9. No Rights in Equityholders, Creditors. This letter agreement does not
create, and will not be construed as creating, rights enforceable by any
person or entity not a party hereto, except those entitled thereto by
virtue of the Indemnity Agreement. The Company acknowledges and agrees
that (a) CONSULTANT will act as an independent contractor and is being
retained solely to assist the Company in its efforts to effect a Private
Placement and that, CONSULTANT is not being retained to advise the Company
on, or to express any opinion as to, the wisdom, desirability or prudence
of consummating the Private Placements, (b) CONSULTANT is not and will not
be construed as a fiduciary of the Company or any affiliate thereof and
will have no duties or liabilities to the equityholders or creditors of
the Company, any affiliate of the Company or any other person by virtue of
this letter agreement and the retention of CONSULTANT hereunder, all of
which duties and liabilities are hereby expressly waived and (c) nothing
contained herein shall be construed to obligate CONSULTANT to purchase, as
principal, any of the securities offered by the Company in the Private
Placements. Neither equity holders nor creditors of the Company are
intended beneficial to CONSULTANT hereunder. The Company confirms that it
will rely on its own counsel, accountants and other similar expert
advisors for legal, accounting, tax and other similar advice.
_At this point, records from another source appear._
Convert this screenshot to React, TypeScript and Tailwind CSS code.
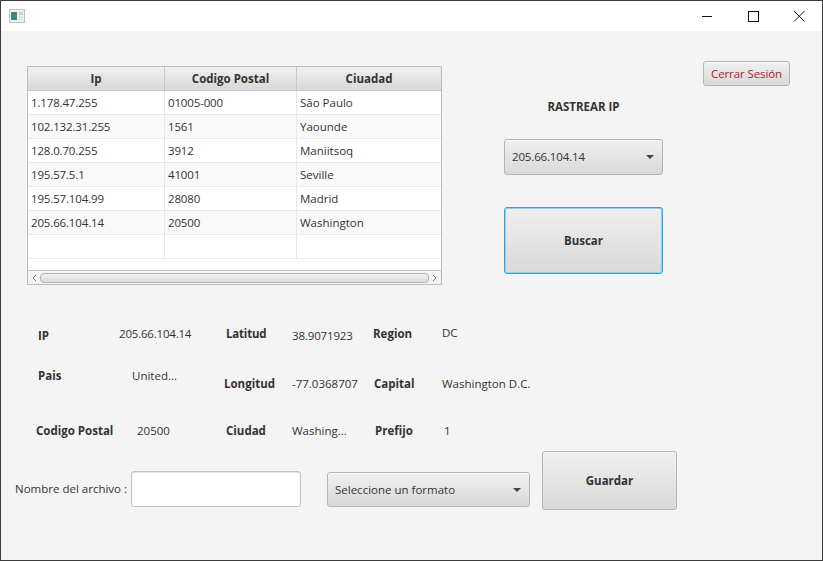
const rows = [
  ['1.178.47.255', '01005-000', 'São Paulo'],
  ['102.132.31.255', '1561', 'Yaounde'],
  ['128.0.70.255', '3912', 'Maniitsoq'],
  ['195.57.5.1', '41001', 'Seville'],
  ['195.57.104.99', '28080', 'Madrid'],
  ['205.66.104.14', '20500', 'Washington'],
  ['', '', ''],
];

const btn =
  'bg-gradient-to-b from-[#f0f0f0] to-[#d9d9d9] border border-[#b4b4b4] rounded-[3px] shadow-[inset_0_1px_0_#fafafa]';

const Caret = () => (
  <div className="w-0 h-0 border-l-[4px] border-r-[4px] border-t-[4px] border-l-transparent border-r-transparent border-t-[#444]" />
);

const App = () => {
  return (
    <div className="w-[823px] h-[561px] flex flex-col bg-[#f4f4f4] border border-[#3c3c3c] overflow-hidden text-[11.5px] leading-[16px] text-[#333] font-['Open_Sans',sans-serif]">
      {/* title bar */}
      <div className="h-[30px] bg-white flex items-center shrink-0">
        <svg width="16" height="14" viewBox="0 0 16 14" className="ml-[8px]">
          <rect x="0.5" y="0.5" width="15" height="13" fill="#eef1f0" stroke="#b9c2c0" />
          <rect x="2" y="3" width="6" height="8" fill="#3f8583" />
          <rect x="10" y="3" width="4" height="3" fill="#c9d3d2" />
          <rect x="10" y="7" width="4" height="4" fill="#dfe5e4" />
        </svg>
        <div className="ml-auto flex">
          <svg width="46" height="30" viewBox="0 0 46 30">
            <line x1="18" y1="15.5" x2="28" y2="15.5" stroke="#111" />
          </svg>
          <svg width="46" height="30" viewBox="0 0 46 30">
            <rect x="18.5" y="10.5" width="10" height="10" fill="none" stroke="#111" />
          </svg>
          <svg width="46" height="30" viewBox="0 0 46 30">
            <path d="M18 10 L28.5 20.5 M28.5 10 L18 20.5" stroke="#111" fill="none" />
          </svg>
        </div>
      </div>

      {/* top: table, search, logout */}
      <div className="flex items-start pt-[30px] pl-[26px]">
        <div className="w-[415px] h-[219px] mt-[5px] border border-[#bdbdbd] bg-white flex flex-col">
          <div className="flex h-[24px] shrink-0 font-bold bg-gradient-to-b from-[#f0f0f0] to-[#d8d8d8] border-b border-[#c4c4c4]">
            <div className="w-[137px] border-r border-[#c8c8c8] flex items-center justify-center">Ip</div>
            <div className="w-[132px] border-r border-[#c8c8c8] flex items-center justify-center">Codigo Postal</div>
            <div className="flex-1 flex items-center justify-center">Ciuadad</div>
          </div>
          <div className="flex-1 overflow-hidden">
            {rows.map((r, i) => (
              <div
                key={i}
                className={`flex h-[24px] border-b border-[#eaeaea] ${i % 2 === 1 ? 'bg-[#f9f9f9]' : 'bg-white'}`}
              >
                <div className="w-[137px] pl-[3px] border-r border-[#e8e8e8] flex items-center tracking-[-0.15px]">{r[0]}</div>
                <div className="w-[132px] pl-[3px] border-r border-[#e8e8e8] flex items-center tracking-[-0.15px]">{r[1]}</div>
                <div className="flex-1 pl-[3px] flex items-center">{r[2]}</div>
              </div>
            ))}
          </div>
          <div className="h-[14px] shrink-0 bg-[#f2f2f2] border-t border-[#c8c8c8] flex items-center px-[3px] gap-[2px]">
            <svg width="7" height="8" viewBox="0 0 7 8">
              <path d="M5 1 L2 4 L5 7" fill="none" stroke="#777" />
            </svg>
            <div className="flex-1 h-[10px] rounded-[4px] border border-[#b4b4b4] bg-gradient-to-b from-[#f0f0f0] to-[#dcdcdc]" />
            <svg width="7" height="8" viewBox="0 0 7 8">
              <path d="M2 1 L5 4 L2 7" fill="none" stroke="#777" />
            </svg>
          </div>
        </div>

        <div className="w-[159px] ml-[62px] mt-[38px] flex flex-col">
          <div className="font-bold text-center h-[16px]">RASTREAR IP</div>
          <div className={`${btn} mt-[24px] h-[36px] flex items-center pl-[7px] pr-[8px] justify-between`}>
            <span className="tracking-[-0.15px]">205.66.104.14</span>
            <Caret />
          </div>
          <div className="mt-[32px] h-[67px] rounded-[3px] border border-[#2ba6de] shadow-[inset_0_0_0_1px_#8fd0ee] bg-gradient-to-b from-[#efefef] to-[#d9d9d9] flex items-center justify-center font-bold">
            Buscar
          </div>
        </div>

        <div className={`${btn} ml-[40px] w-[87px] h-[25px] flex items-center justify-center text-[#a81c1c] tracking-[-0.1px]`}>
          Cerrar Sesión
        </div>
      </div>

      {/* info */}
      <div className="flex pl-[37px] mt-[41px] h-[16px]">
        <div className="w-[81px] mt-[2px] font-bold">IP</div>
        <div className="w-[107px] tracking-[-0.2px]">205.66.104.14</div>
        <div className="w-[66px] font-bold tracking-[-0.2px]">Latitud</div>
        <div className="w-[81px] mt-[2px] tracking-[-0.15px]">38.9071923</div>
        <div className="w-[69px] font-bold">Region</div>
        <div className="-mt-[1px]">DC</div>
      </div>
      <div className="flex pl-[37px] mt-[26px] h-[24px]">
        <div className="w-[94px] font-bold">Pais</div>
        <div className="w-[92px]">United...</div>
        <div className="w-[68px] mt-[8px] font-bold">Longitud</div>
        <div className="w-[82px] mt-[8px]">-77.0368707</div>
        <div className="w-[68px] mt-[8px] font-bold">Capital</div>
        <div className="mt-[8px]">Washington D.C.</div>
      </div>
      <div className="flex pl-[35px] mt-[31px] h-[16px]">
        <div className="w-[101px] font-bold">Codigo Postal</div>
        <div className="w-[89px]">20500</div>
        <div className="w-[66px] font-bold">Ciudad</div>
        <div className="w-[83px]">Washing...</div>
        <div className="w-[69px] font-bold">Prefijo</div>
        <div>1</div>
      </div>

      {/* save */}
      <div className="flex items-start pl-[14px] mt-[12px]">
        <div className="w-[116px] mt-[30px] whitespace-nowrap">Nombre del archivo :</div>
        <div className="w-[170px] h-[36px] mt-[20px] bg-white border border-[#c2c2c2] rounded-[3px] shadow-[inset_0_1px_1px_#e4e4e4]" />
        <div className={`${btn} w-[203px] h-[35px] ml-[26px] mt-[21px] flex items-center justify-between pl-[7px] pr-[8px]`}>
          <span>Seleccione un formato</span>
          <Caret />
        </div>
        <div className={`${btn} w-[135px] h-[59px] ml-[12px] flex items-center justify-center font-bold`}>
          Guardar
        </div>
      </div>
    </div>
  );
};

export default App;
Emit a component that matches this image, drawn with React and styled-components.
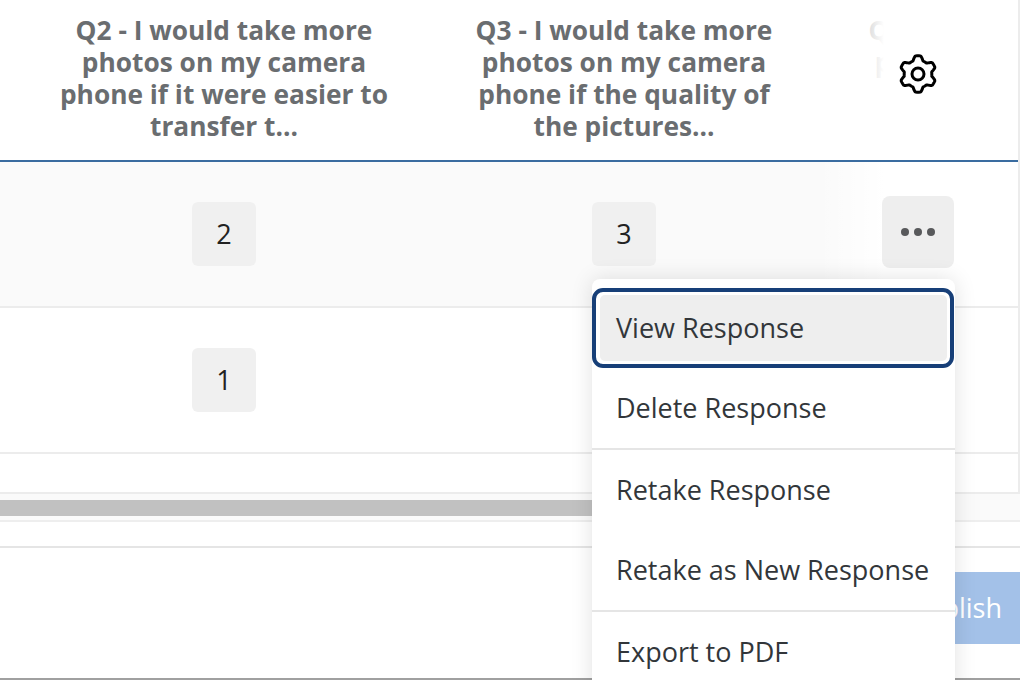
import React from "react";
import styled, { createGlobalStyle } from "styled-components";

const Global = createGlobalStyle`
  html, body { margin: 0; padding: 0; background: #fff; }
  * { box-sizing: border-box; }
`;

const Page = styled.div`
  position: relative;
  width: 1020px;
  height: 680px;
  overflow: hidden;
  display: flex;
  flex-direction: column;
  background: #fff;
  font-family: "Open Sans", "Noto Sans", sans-serif;
`;
const Table = styled.div`
  width: 1020px;
  border-right: 2px solid #ececec;
  border-bottom: 2px solid #ececec;
  overflow: hidden;
`;
const Row = styled.div`
  position: relative;
  display: grid;
  grid-template-columns: 24px 400px 400px 400px;
  height: ${(p) => p.$height}px;
  background: ${(p) => p.$bg || "#fff"};
  border-bottom: 2px solid ${(p) => p.$line || "#ececec"};
`;
const Spacer = styled.div`
  height: 38px;
`;
const HeaderCell = styled.div`
  grid-column: ${(p) => p.$col};
  padding: 14px ${(p) => p.$right || 33}px 0 33px;
  text-align: center;
  font-size: 26.3px;
  line-height: 32px;
  font-weight: 700;
  color: #6a6d70;
`;
const ValueCell = styled.div`
  grid-column: ${(p) => p.$col};
  display: flex;
  align-items: center;
  justify-content: center;
`;
const Badge = styled.span`
  display: flex;
  align-items: center;
  justify-content: center;
  width: 64px;
  height: 64px;
  padding-bottom: 2px;
  border-radius: 6px;
  background: #f0f0f0;
  color: #222;
  font-size: 27px;
`;
const ActionCell = styled.div`
  position: absolute;
  top: 0;
  bottom: 0;
  right: 0;
  width: 200px;
  display: flex;
  align-items: ${(p) => (p.$header ? "flex-start" : "center")};
  justify-content: center;
  padding-top: ${(p) => (p.$header ? "52px" : "0")};
  background: linear-gradient(to right, rgba(255, 255, 255, 0) 0, #fff 66px);
`;
const GearIcon = styled.svg`
  display: block;
  width: 44px;
  height: 44px;
  fill: none;
  stroke: #000;
  stroke-width: 3;
  stroke-linejoin: round;
`;
const MoreButton = styled.div`
  width: 72px;
  height: 72px;
  margin-bottom: 4px;
  border-radius: 8px;
  background: #eeeeee;
  display: flex;
  align-items: center;
  justify-content: center;
  gap: 5px;
`;
const Dot = styled.span`
  width: 8px;
  height: 8px;
  border-radius: 50%;
  background: #58595b;
`;
const Track = styled.div`
  height: 26px;
  padding-top: 6px;
  background: #fafafa;
`;
const Thumb = styled.div`
  width: 700px;
  height: 16px;
  background: #c1c1c1;
`;
const Band = styled.div`
  height: 28px;
  border-top: 2px solid #eeeeee;
  border-bottom: 2px solid #e5e5e5;
  background: #fff;
`;
const Footer = styled.div`
  flex: 1;
  display: flex;
  justify-content: flex-end;
  align-items: flex-start;
  padding-top: 24px;
  border-bottom: 2px solid #a0a0a0;
`;
const Publish = styled.div`
  height: 72px;
  padding: 0 18px 2px 40px;
  display: flex;
  align-items: center;
  background: #a3c1e8;
  color: #fff;
  font-size: 27px;
`;
const Menu = styled.div`
  position: absolute;
  left: 592px;
  top: 279px;
  width: 363px;
  height: 420px;
  padding-top: 9px;
  border-radius: 8px;
  background: #fff;
  box-shadow: 0 0 22px rgba(0, 0, 0, 0.12);
  color: #32363a;
  font-size: 27px;
`;
const Item = styled.div`
  height: 80px;
  display: flex;
  align-items: center;
  padding: 0 0 2px 24px;
`;
const FocusedItem = styled(Item)`
  position: relative;
  margin: 7px 8px 7px 8px;
  height: 66px;
  padding-left: 16px;
  background: #eeeeee;
  border-radius: 5px;
  &::after {
    content: "";
    position: absolute;
    inset: -7px -7px -7px -8px;
    border: 4px solid #173f78;
    border-radius: 11px;
  }
`;
const Divider = styled.div`
  height: 2px;
  background: #e5e5e5;
`;

const gearPath = Array.from({ length: 144 }, (_, i) => {
  const t = (i / 144) * Math.PI * 2;
  const wave = Math.max(-1, Math.min(1, 1.6 * Math.cos(6 * t)));
  const r = 16 + 2.2 * wave;
  const x = 22 + r * Math.sin(t);
  const y = 22 - r * Math.cos(t);
  return `${i ? "L" : "M"}${x.toFixed(2)} ${y.toFixed(2)}`;
}).join(" ") + " Z";

export default function App() {
  return (
    <Page>
      <Global />
      <Table>
        <Row $height={162} $line="#3a6ca0">
          <HeaderCell $col={2}>Q2 - I would take more photos on my camera phone if it were easier to transfer t...</HeaderCell>
          <HeaderCell $col={3}>Q3 - I would take more photos on my camera phone if the quality of the pictures...</HeaderCell>
          <HeaderCell $col={4} $right={47}>Q4 - I would take more photos on my camera</HeaderCell>
          <ActionCell $header>
            <GearIcon viewBox="0 0 44 44">
              <path d={gearPath} />
              <circle cx="22" cy="22" r="6" />
            </GearIcon>
          </ActionCell>
        </Row>
        <Row $height={146} $bg="#fafafa">
          <ValueCell $col={2}><Badge>2</Badge></ValueCell>
          <ValueCell $col={3}><Badge>3</Badge></ValueCell>
          <ActionCell>
            <MoreButton><Dot /><Dot /><Dot /></MoreButton>
          </ActionCell>
        </Row>
        <Row $height={146}>
          <ValueCell $col={2}><Badge>1</Badge></ValueCell>
        </Row>
        <Spacer />
      </Table>
      <Track><Thumb /></Track>
      <Band />
      <Footer>
        <Publish>Publish</Publish>
      </Footer>
      <Menu>
        <FocusedItem>View Response</FocusedItem>
        <Item>Delete Response</Item>
        <Divider />
        <Item>Retake Response</Item>
        <Item>Retake as New Response</Item>
        <Divider />
        <Item>Export to PDF</Item>
      </Menu>
    </Page>
  );
}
10. Representations and Warranties of CONSULTANT. CONSULTANT hereby
represents, warrants, covenants and acknowledges to CONSULTANT as follows:
a. CONSULTANT has the authority to execute, deliver and perform its
obligations under this Agreement.
b. This Agreement has been duly authorized by all necessary corporate
action.
c. This Agreement has been duly executed and delivered is the legal,
valid and binding obligation of CONSULTANT enforceable against it in
accordance with its terms.
d. CONSULTANT will acquire the Shares solely for investment purposes
for its own account, and not with a view to the distribution thereof
or any interest therein.
e. CONSULTANT is able to bear the economic risk of the investment in
the Shares and is aware of the limited ability to sell, transfer or
otherwise dispose of them.
f. CONSULTANT has such knowledge and experience in financial and
business matters and to enable it to evaluate the merits and risks
of the purchase of the Shares.
g. CONSULTANT understands that:
i. CONSULTANT must bear the investment risk in the Shares
since they have not been registered under the Act or any
other applicable federal or state statute and they
cannot be transferred, sold or otherwise disposed of
unless registered under the Act or pursuant to an
exemption therefrom;
ii. The Shares have not been registered under the Act or any
state securities laws.
iii. a legend to the effect of the following will be placed
on the certificates evidencing the Shares:
THE SHARES REPRESENTED BY THIS CERTIFICATE HAVE NOT BEEN REGISTERED
UNDER THE SECURITIES ACT OF 1933 (THE "ACT") OR ANY STATE SECURITIES
LAWS. THE SHARES HAVE BEEN ACQUIRED FOR INVESTMENT AND MAY NOT BE
SOLD, TRANSFERRED, ASSIGNED OR OTHERWISE DISPOSED OF IN THE ABSENCE
OF A CURRENT AND EFFECTIVE REGISTRATION STATEMENT UNDER THE ACT AND
SUCH APPLICABLE STATE SECURITIES LAWS WITH RESPECT TO SUCH SHARES,
OR AN OPINION OF THE REGISTERED HOLDER'S COUNSEL REASONABLY
ACCEPTABLE TO THE ISSUER'S COUNSEL TO THE EFFECT THAT SUCH
REGISTRATION IS NOT REQUIRED.
iv. Telediscount will issue "stop-transfer" instructions to
its transfer agent or make a similar notation on its
records with respect to the Shares that CONSULTANT may
receive pursuant to this Agreement.
v. CONSULTANT is aware that Rule 144 under the Act, as such
rule is presently written and as herein relevant,
permits public sales of restricted securities such as
the Shares only if a minimum of one year, as calculated
in accordance with the provisions of such Rule, has
elapsed between the later of the date of the acquisition
of such securities from the issuer, and with respect to
any resale of such securities in reliance on Rule 144
for the account of either CONSULTANT or any subsequent
holder of such securities, such one year period to begin
at the time that such securities are fully paid as
contemplated in such Rule, and only upon satisfaction of
the other conditions to the availability of such Rule.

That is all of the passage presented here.